The Story
Why it exists.
The beginning
Bertrand Duchaufour designed this as an exercise in restraint. Where 2010s masculine fragrances leaned into aquatic freshness and projection wars, he went the opposite direction, powdery softness, warm woods, a creaminess that reads as skin-adjacent rather than performative. Coconut milk gave the opening its texture, iris and sandalwood provided the heart's sophistication, and woody notes anchored everything into something that feels worn rather than applied. The name comes from the French phrase meaning "after you", a gesture of politeness that also implies someone waiting, anticipating, staying close.

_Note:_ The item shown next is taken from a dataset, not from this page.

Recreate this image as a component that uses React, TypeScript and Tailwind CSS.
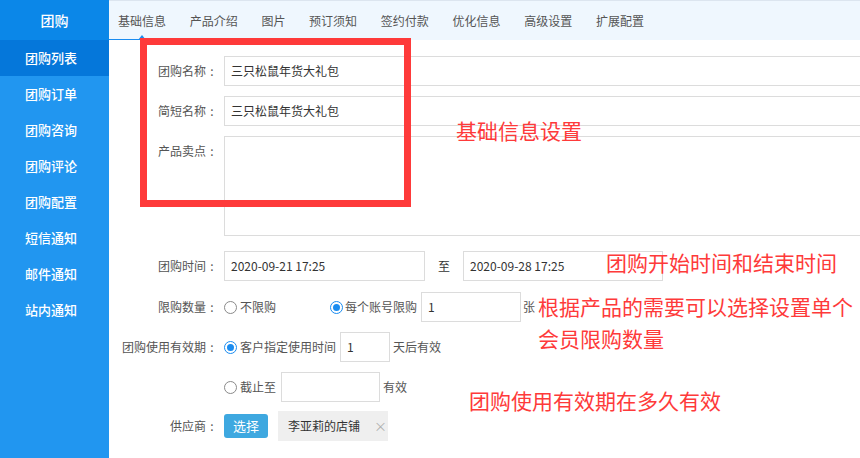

What makes this unusual is the powder-to-coconut interplay in the opening. Powder notes typically appear as supporting structure in perfumery, but here Duchaufour places them front and center alongside coconut milk, creating a deceptively creamy texture that softens the cedar and sets up the heart. The Aegean wallflower, an unconventional floral, adds a subtle Mediterranean brightness that ties back to the brand's Riviera roots without tipping into marine territory. The drydown is warm without being sweet: sandalwood and vanilla hold the composition together, but the amber and woody notes ensure it stays grounded rather than floaty.
The evolution
The opening is barely there. Coconut milk and powder dissolve together, arriving soft as the idea of talc. Cedar takes its time, adding warmth without asserting itself. The handoff to the heart happens gradually, the iris doesn't rush in, but sandalwood arrives beside it, and suddenly everything reads creamier. The drydown pulls the scent closer to the skin. Amber and vanilla warm the base, the woods settle into something intimate. Sillage stays moderate throughout, which means it never announces itself, but the longevity is real. Eight to ten hours on most skin, with the vanilla and sandalwood drydown outlasting everything else. On fabric, a faint warmth lingers into the next day.
Cultural impact
Aprez Vous arrived in 2017 during a period when niche perfumery was shifting away from bold, attention-grabbing compositions toward quieter, more atmospheric scents. Bertrand Duchaufour, the perfumer behind the fragrance, has consistently worked in this restrained register, favoring depth and texture over sillage. The fragrance found its audience among enthusiasts who had grown tired of projection-focused releases and wanted something that rewarded close attention. The powdery-woody-creamy combination taps into a distinctly French sensibility about understated elegance, the kind of scent that suggests rather than declares.